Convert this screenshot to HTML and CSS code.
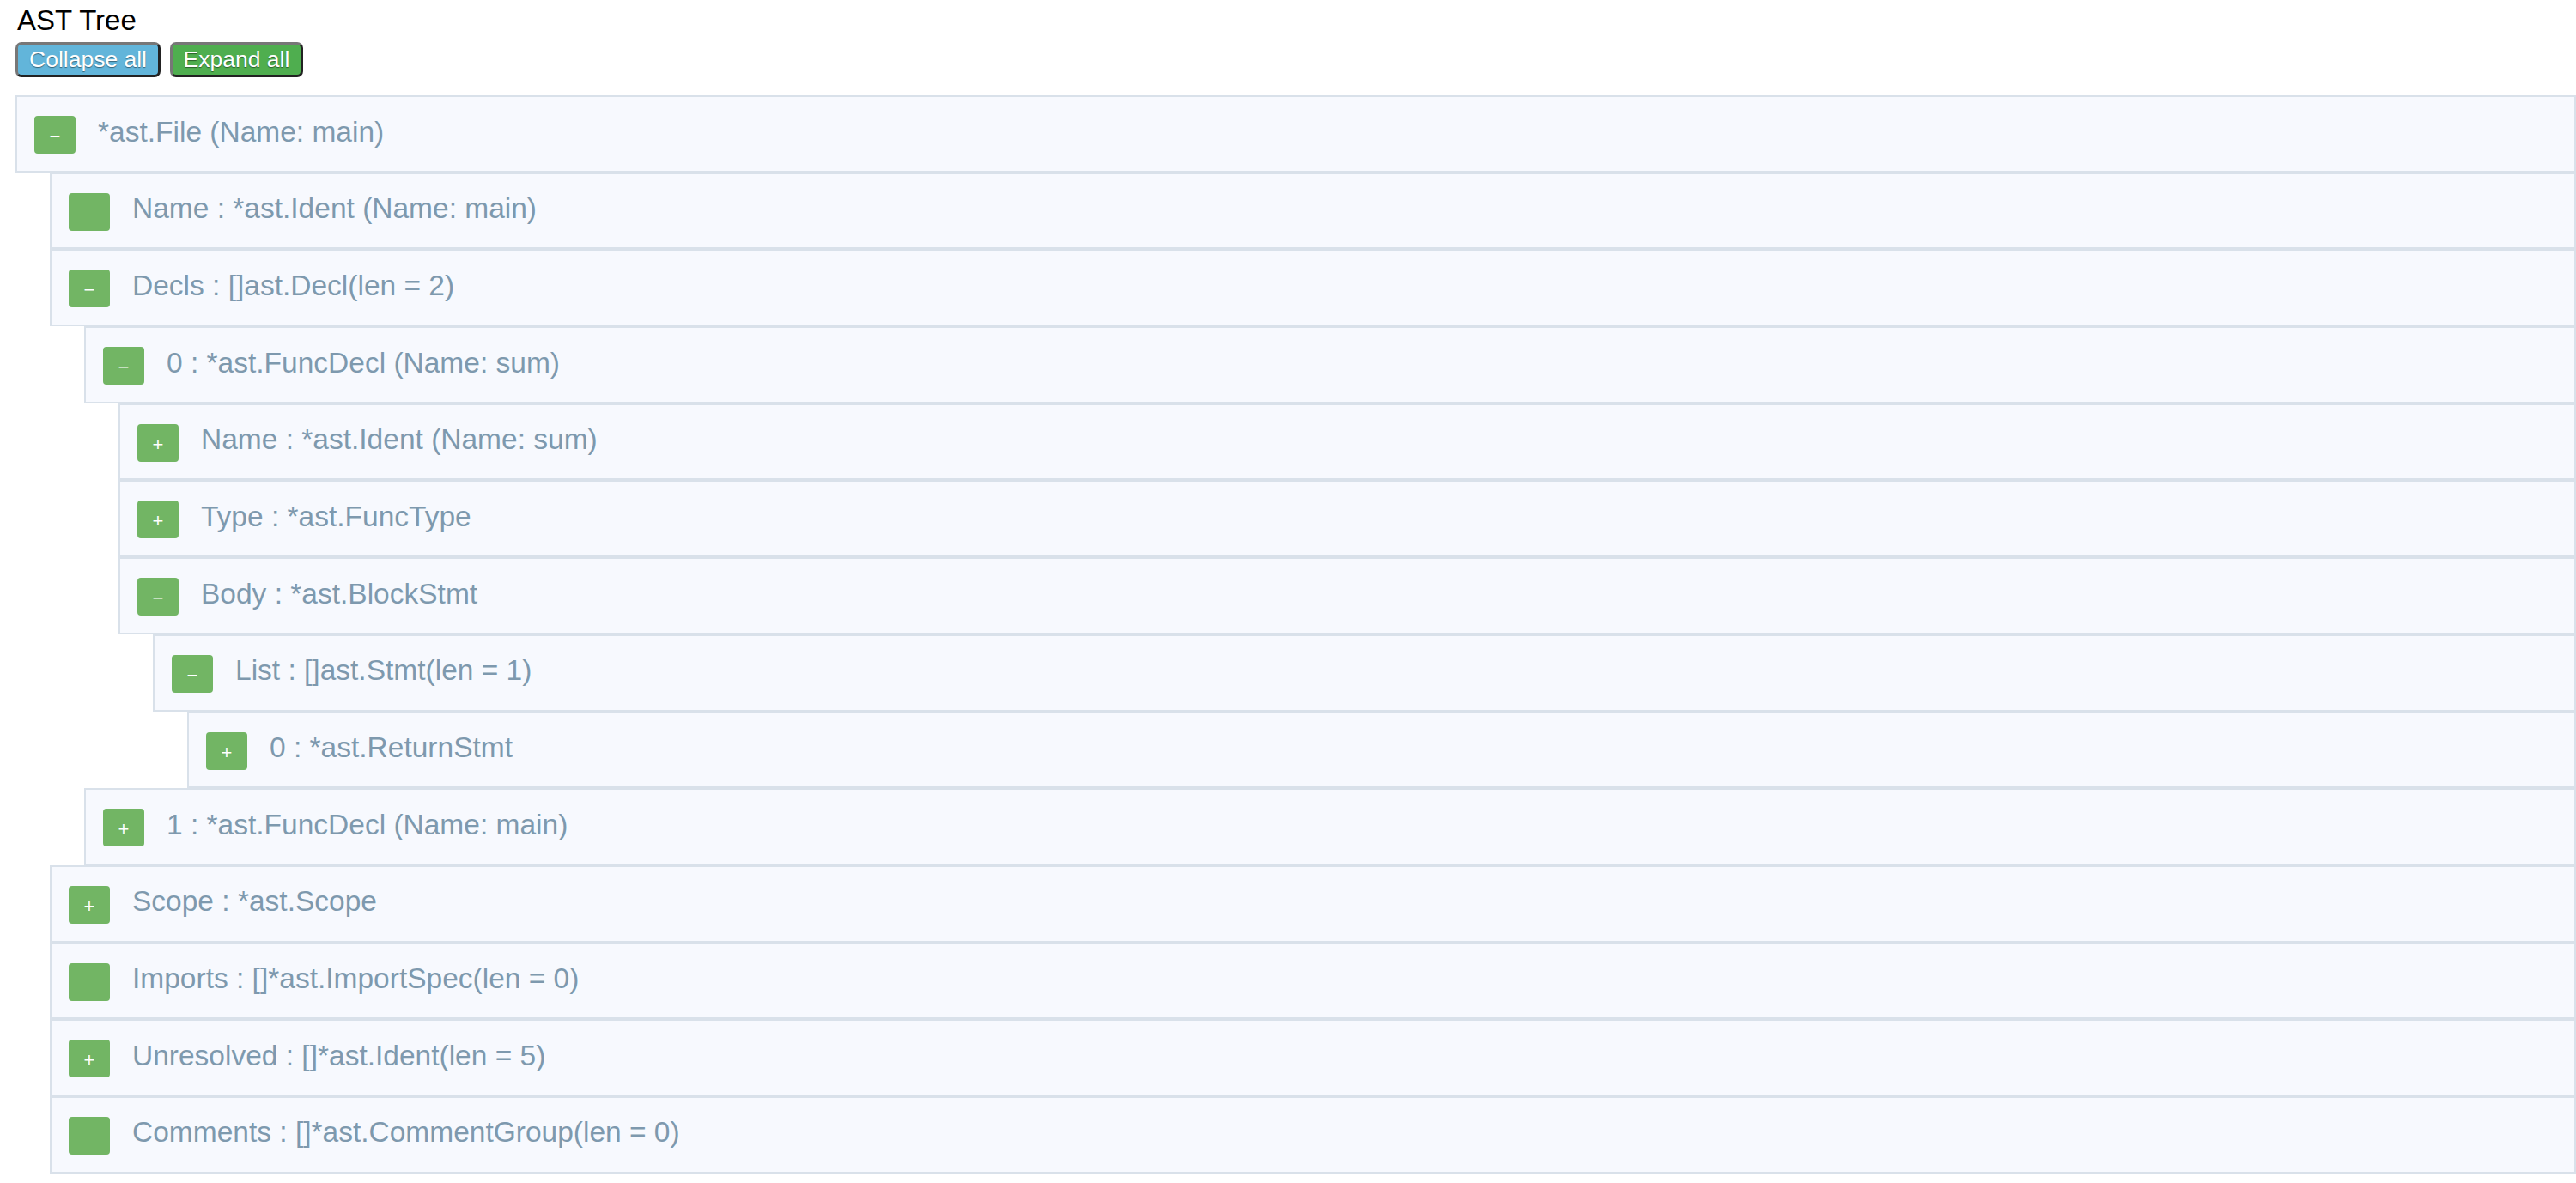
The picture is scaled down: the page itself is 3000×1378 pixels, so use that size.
FILE: index.html
```html
<!DOCTYPE html>
<html>
<head>
<meta charset="utf-8">
<title>AST Tree</title>
<link rel="stylesheet" href="styles.css">
</head>
<body>
<div class="page">
  <div class="title">AST Tree</div>
  <div class="actions">
    <button class="btn btn-collapse">Collapse all</button>
    <button class="btn btn-expand">Expand all</button>
  </div>
  <div class="tree">
    <div class="node">
      <div class="row"><span class="toggle">−</span><span class="label">*ast.File (Name: main)</span></div>
      <div class="children">
        <div class="node">
          <div class="row"><span class="toggle"></span><span class="label">Name : *ast.Ident (Name: main)</span></div>
        </div>
        <div class="node">
          <div class="row"><span class="toggle">−</span><span class="label">Decls : []ast.Decl(len = 2)</span></div>
          <div class="children">
            <div class="node">
              <div class="row"><span class="toggle">−</span><span class="label">0 : *ast.FuncDecl (Name: sum)</span></div>
              <div class="children">
                <div class="node">
                  <div class="row"><span class="toggle">+</span><span class="label">Name : *ast.Ident (Name: sum)</span></div>
                </div>
                <div class="node">
                  <div class="row"><span class="toggle">+</span><span class="label">Type : *ast.FuncType</span></div>
                </div>
                <div class="node">
                  <div class="row"><span class="toggle">−</span><span class="label">Body : *ast.BlockStmt</span></div>
                  <div class="children">
                    <div class="node">
                      <div class="row"><span class="toggle">−</span><span class="label">List : []ast.Stmt(len = 1)</span></div>
                      <div class="children">
                        <div class="node">
                          <div class="row"><span class="toggle">+</span><span class="label">0 : *ast.ReturnStmt</span></div>
                        </div>
                      </div>
                    </div>
                  </div>
                </div>
              </div>
            </div>
            <div class="node">
              <div class="row"><span class="toggle">+</span><span class="label">1 : *ast.FuncDecl (Name: main)</span></div>
            </div>
          </div>
        </div>
        <div class="node">
          <div class="row"><span class="toggle">+</span><span class="label">Scope : *ast.Scope</span></div>
        </div>
        <div class="node">
          <div class="row"><span class="toggle"></span><span class="label">Imports : []*ast.ImportSpec(len = 0)</span></div>
        </div>
        <div class="node">
          <div class="row"><span class="toggle">+</span><span class="label">Unresolved : []*ast.Ident(len = 5)</span></div>
        </div>
        <div class="node">
          <div class="row"><span class="toggle"></span><span class="label">Comments : []*ast.CommentGroup(len = 0)</span></div>
        </div>
      </div>
    </div>
  </div>
</div>
</body>
</html>
```
FILE: styles.css
```css
html, body {
  margin: 0;
  padding: 0;
  background: #ffffff;
}

body {
  font-family: "Liberation Sans", Arial, sans-serif;
  overflow: hidden;
}

.page {
  padding: 6px 0 0 18px;
}

.title {
  font-size: 33px;
  line-height: 36px;
  color: #000000;
  padding-left: 2px;
}

.actions {
  display: flex;
  gap: 11px;
  margin-top: 7px;
}

.btn {
  font-family: "Liberation Sans", Arial, sans-serif;
  font-size: 26.5px;
  line-height: 35px;
  height: 41px;
  padding: 0 12px;
  color: #ffffff;
  border: 3px solid;
  border-color: #777777 #222222 #222222 #777777;
  border-radius: 7px;
  text-shadow: 0 1px 1px rgba(0, 0, 0, 0.45);
  box-sizing: border-box;
  cursor: pointer;
}

.btn-collapse {
  background: #62b5da;
  width: 169px;
}

.btn-expand {
  background: #4fae4f;
  width: 155px;
}

.tree {
  margin-top: 21px;
}

.row {
  display: flex;
  align-items: flex-start;
  height: 85.7px;
  border: 2px solid #d9e1ea;
  background: #f7f9fe;
  padding-left: 20px;
}

.children {
  padding-left: 40px;
}

.toggle {
  flex: 0 0 auto;
  width: 48px;
  height: 44px;
  margin-top: 22px;
  background: #72b564;
  border-radius: 4px;
  color: #ffffff;
  font-size: 22px;
  line-height: 48px;
  text-align: center;
}

.label {
  margin-left: 26px;
  margin-top: 21.5px;
  font-size: 33.5px;
  line-height: 38px;
  color: #7e99ae;
  white-space: nowrap;
}
```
● ● ● ●
[WHAT YOU SHOULD DO] Reproduce the data above in full, exactly as it is, with the pictures left out.

[ANSWER BELOW]
Convert this screenshot to HTML and CSS code.
The picture is scaled down: the page itself is 3000×1378 pixels, so use that size.
FILE: index.html
```html
<!DOCTYPE html>
<html>
<head>
<meta charset="utf-8">
<title>AST Tree</title>
<link rel="stylesheet" href="styles.css">
</head>
<body>
<div class="page">
  <div class="title">AST Tree</div>
  <div class="actions">
    <button class="btn btn-collapse">Collapse all</button>
    <button class="btn btn-expand">Expand all</button>
  </div>
  <div class="tree">
    <div class="node">
      <div class="row"><span class="toggle">−</span><span class="label">*ast.File (Name: main)</span></div>
      <div class="children">
        <div class="node">
          <div class="row"><span class="toggle"></span><span class="label">Name : *ast.Ident (Name: main)</span></div>
        </div>
        <div class="node">
          <div class="row"><span class="toggle">−</span><span class="label">Decls : []ast.Decl(len = 2)</span></div>
          <div class="children">
            <div class="node">
              <div class="row"><span class="toggle">−</span><span class="label">0 : *ast.FuncDecl (Name: sum)</span></div>
              <div class="children">
                <div class="node">
                  <div class="row"><span class="toggle">+</span><span class="label">Name : *ast.Ident (Name: sum)</span></div>
                </div>
                <div class="node">
                  <div class="row"><span class="toggle">+</span><span class="label">Type : *ast.FuncType</span></div>
                </div>
                <div class="node">
                  <div class="row"><span class="toggle">−</span><span class="label">Body : *ast.BlockStmt</span></div>
                  <div class="children">
                    <div class="node">
                      <div class="row"><span class="toggle">−</span><span class="label">List : []ast.Stmt(len = 1)</span></div>
                      <div class="children">
                        <div class="node">
                          <div class="row"><span class="toggle">+</span><span class="label">0 : *ast.ReturnStmt</span></div>
                        </div>
                      </div>
                    </div>
                  </div>
                </div>
              </div>
            </div>
            <div class="node">
              <div class="row"><span class="toggle">+</span><span class="label">1 : *ast.FuncDecl (Name: main)</span></div>
            </div>
          </div>
        </div>
        <div class="node">
          <div class="row"><span class="toggle">+</span><span class="label">Scope : *ast.Scope</span></div>
        </div>
        <div class="node">
          <div class="row"><span class="toggle"></span><span class="label">Imports : []*ast.ImportSpec(len = 0)</span></div>
        </div>
        <div class="node">
          <div class="row"><span class="toggle">+</span><span class="label">Unresolved : []*ast.Ident(len = 5)</span></div>
        </div>
        <div class="node">
          <div class="row"><span class="toggle"></span><span class="label">Comments : []*ast.CommentGroup(len = 0)</span></div>
        </div>
      </div>
    </div>
  </div>
</div>
</body>
</html>
```
FILE: styles.css
```css
html, body {
  margin: 0;
  padding: 0;
  background: #ffffff;
}

body {
  font-family: "Liberation Sans", Arial, sans-serif;
  overflow: hidden;
}

.page {
  padding: 6px 0 0 18px;
}

.title {
  font-size: 33px;
  line-height: 36px;
  color: #000000;
  padding-left: 2px;
}

.actions {
  display: flex;
  gap: 11px;
  margin-top: 7px;
}

.btn {
  font-family: "Liberation Sans", Arial, sans-serif;
  font-size: 26.5px;
  line-height: 35px;
  height: 41px;
  padding: 0 12px;
  color: #ffffff;
  border: 3px solid;
  border-color: #777777 #222222 #222222 #777777;
  border-radius: 7px;
  text-shadow: 0 1px 1px rgba(0, 0, 0, 0.45);
  box-sizing: border-box;
  cursor: pointer;
}

.btn-collapse {
  background: #62b5da;
  width: 169px;
}

.btn-expand {
  background: #4fae4f;
  width: 155px;
}

.tree {
  margin-top: 21px;
}

.row {
  display: flex;
  align-items: flex-start;
  height: 85.7px;
  border: 2px solid #d9e1ea;
  background: #f7f9fe;
  padding-left: 20px;
}

.children {
  padding-left: 40px;
}

.toggle {
  flex: 0 0 auto;
  width: 48px;
  height: 44px;
  margin-top: 22px;
  background: #72b564;
  border-radius: 4px;
  color: #ffffff;
  font-size: 22px;
  line-height: 48px;
  text-align: center;
}

.label {
  margin-left: 26px;
  margin-top: 21.5px;
  font-size: 33.5px;
  line-height: 38px;
  color: #7e99ae;
  white-space: nowrap;
}
```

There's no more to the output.